Cartagena Computer Interface

Changes

16 October 2008 Another slight tweak. Introduced notation for the card played for an advance move.
25 September 2008 Slightly changed the interface description: different file format, and program now has 15 seconds to report a single action, rather than 30 seconds for all three actions.
4 April 2008 Initial version

The game will be played between two and six players.

Each player in Cartagena has up to three actions (advance or retreat moves) during their turn: your program will return just one of these actions.

Your program will be run afresh for each move it has to make. Your program will be fed the history of the game so far on standard input: this is likely to end with the previous actions taken during this turn. Your program will then have 15 seconds to report its next action on standard output.

The format of the input is as follows. The first line will have a single digit, giving the number of players. The next portion will state the layout of the board, from start to finish. Subsequent lines will give the moves played so far in the game (maximum of three consecutive actions by any player). Next will be a single line giving the number of the player whose turn is next. The final set of lines will be the cards in your hand (in an arbitrary order).

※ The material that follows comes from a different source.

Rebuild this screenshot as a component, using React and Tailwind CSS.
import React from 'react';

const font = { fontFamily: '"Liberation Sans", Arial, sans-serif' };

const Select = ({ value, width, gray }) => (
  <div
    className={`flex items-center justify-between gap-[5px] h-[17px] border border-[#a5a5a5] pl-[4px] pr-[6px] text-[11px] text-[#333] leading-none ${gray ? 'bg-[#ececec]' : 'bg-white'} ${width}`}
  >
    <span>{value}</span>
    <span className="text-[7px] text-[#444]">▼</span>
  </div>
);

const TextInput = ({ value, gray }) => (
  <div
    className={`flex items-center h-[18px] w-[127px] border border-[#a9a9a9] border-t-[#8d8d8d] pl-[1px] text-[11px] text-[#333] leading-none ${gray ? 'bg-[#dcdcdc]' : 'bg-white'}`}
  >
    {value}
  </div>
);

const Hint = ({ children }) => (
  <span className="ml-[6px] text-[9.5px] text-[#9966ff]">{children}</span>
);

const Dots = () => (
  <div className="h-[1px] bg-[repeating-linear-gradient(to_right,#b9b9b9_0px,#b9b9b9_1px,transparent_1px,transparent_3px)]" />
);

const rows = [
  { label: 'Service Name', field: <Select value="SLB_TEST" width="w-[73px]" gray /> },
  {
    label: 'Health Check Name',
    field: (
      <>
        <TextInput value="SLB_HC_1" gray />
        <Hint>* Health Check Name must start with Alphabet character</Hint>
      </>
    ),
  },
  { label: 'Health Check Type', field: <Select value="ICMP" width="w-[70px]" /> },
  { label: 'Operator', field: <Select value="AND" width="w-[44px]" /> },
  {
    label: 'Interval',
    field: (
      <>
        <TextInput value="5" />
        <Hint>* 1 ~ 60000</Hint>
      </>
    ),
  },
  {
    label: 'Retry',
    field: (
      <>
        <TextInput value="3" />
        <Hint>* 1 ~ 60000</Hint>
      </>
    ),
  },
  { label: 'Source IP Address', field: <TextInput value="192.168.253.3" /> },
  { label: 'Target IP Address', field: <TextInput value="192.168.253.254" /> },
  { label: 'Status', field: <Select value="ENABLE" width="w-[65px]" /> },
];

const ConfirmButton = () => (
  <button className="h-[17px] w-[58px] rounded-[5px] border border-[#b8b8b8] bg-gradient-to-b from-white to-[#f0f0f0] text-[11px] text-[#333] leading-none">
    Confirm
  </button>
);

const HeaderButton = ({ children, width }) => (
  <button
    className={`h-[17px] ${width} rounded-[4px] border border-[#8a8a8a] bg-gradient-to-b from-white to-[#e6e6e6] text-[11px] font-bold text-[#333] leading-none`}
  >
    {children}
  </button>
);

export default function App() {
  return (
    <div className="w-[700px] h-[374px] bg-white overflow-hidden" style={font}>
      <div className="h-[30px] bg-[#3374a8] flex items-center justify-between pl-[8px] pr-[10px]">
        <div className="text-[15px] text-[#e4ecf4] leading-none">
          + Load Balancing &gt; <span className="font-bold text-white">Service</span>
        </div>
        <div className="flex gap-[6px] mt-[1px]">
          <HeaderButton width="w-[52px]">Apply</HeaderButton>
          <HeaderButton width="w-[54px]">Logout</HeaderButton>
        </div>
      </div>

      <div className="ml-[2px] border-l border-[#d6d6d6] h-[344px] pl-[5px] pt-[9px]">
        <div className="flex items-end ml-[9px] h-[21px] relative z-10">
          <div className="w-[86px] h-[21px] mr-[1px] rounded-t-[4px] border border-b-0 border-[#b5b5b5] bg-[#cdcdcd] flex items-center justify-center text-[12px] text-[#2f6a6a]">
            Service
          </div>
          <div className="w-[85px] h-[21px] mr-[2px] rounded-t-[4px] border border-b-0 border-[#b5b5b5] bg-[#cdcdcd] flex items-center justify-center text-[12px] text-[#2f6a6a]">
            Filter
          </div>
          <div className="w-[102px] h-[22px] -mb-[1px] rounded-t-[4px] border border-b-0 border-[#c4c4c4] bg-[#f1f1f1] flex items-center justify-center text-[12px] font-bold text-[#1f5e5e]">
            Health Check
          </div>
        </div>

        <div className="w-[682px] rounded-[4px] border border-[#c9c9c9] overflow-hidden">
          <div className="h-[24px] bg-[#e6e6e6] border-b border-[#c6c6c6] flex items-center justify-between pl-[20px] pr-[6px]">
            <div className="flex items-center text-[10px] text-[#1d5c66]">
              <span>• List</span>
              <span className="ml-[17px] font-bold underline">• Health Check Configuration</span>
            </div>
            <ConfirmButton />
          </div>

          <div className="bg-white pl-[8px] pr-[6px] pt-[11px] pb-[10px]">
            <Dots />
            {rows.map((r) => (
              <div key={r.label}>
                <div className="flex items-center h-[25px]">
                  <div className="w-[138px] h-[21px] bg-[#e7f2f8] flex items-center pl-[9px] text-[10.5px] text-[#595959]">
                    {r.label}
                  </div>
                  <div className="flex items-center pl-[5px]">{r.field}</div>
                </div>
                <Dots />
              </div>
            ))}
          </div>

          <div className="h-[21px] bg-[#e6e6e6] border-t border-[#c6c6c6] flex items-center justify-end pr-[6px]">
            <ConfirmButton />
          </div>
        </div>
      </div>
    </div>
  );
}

Postions are numbered consequetively from the start, with zero-based numbering. The cell is location 0. The boat is always the last position (number 37 in a standard game).

Players are numbered with one-based numbering: the first player to go is Player 1, the second is Player 2, and so on.

Each move will be in the format
<player number> <location moved from> <location moved to> <card played>
(with a single space between the fields). The <card played> field is always missing for retreat moves, is required for advance moves into the boat, and is optional for other advance moves.

It may be that a player takes fewer than their three allowed actions in their turn. There are no additional spaces or blank lines in the file.

Here is an example of a valid input file:

3
cell
skull
hat
keys
gun
bottle
dagger
hat
gun
keys
skull
bottle
dagger
dagger
gun
hat
bottle
skull
keys
hat
keys
bottle
gun
skull
keys
keys
skull
hat
bottle
gun
dagger
bottle
skull
gun
dagger
keys
hat
boat
1 0 4
1 0 3 keys
1 4 3
2 0 4
2 4 3
2 0 2
3 0 5
3 5 2
3 0 4
1 0 5 bottle
2
hat
skull
hat

(Note that in this example, player 1 elected to take only one of their three actions for their second turn. It is now player 2's turn.)

The output of your program will be the actions taken in your turn, in the same format as specified in the input file: one action per line, in the format
<player number> <location moved from> <location moved to> <card played> (<card played> is optional for advance moves that are not into the boat).

Player programs will run on a Linux machine (probably some version of Ubuntu Linux). Exact specification is unclear at the moment, but it may run on a twin-processor machine.

The player's program must be named runme; it may be a binary executable or a driver shell script that starts up the actual program. It will be invoked as

    ./runme

with the program's top-level directory as the current working directory; libraries and other support data may thus be accessed with the relative path name
    support/...

The program is run once for every move and then terminates; the current state will be passed to the program on standard input. Persistent inter-move state may be kept in the support/ directory if desired. When the program has chosen a move, it should print the move to standard output and exit. If the program has not done so after 30 seconds (real or "wall clock" time), the program will be terminated forcibly, and lose the game.

There should be no child processes alive after the top-level process exits; the program must ensure that all its child processes have exited before the top-level process exits itself.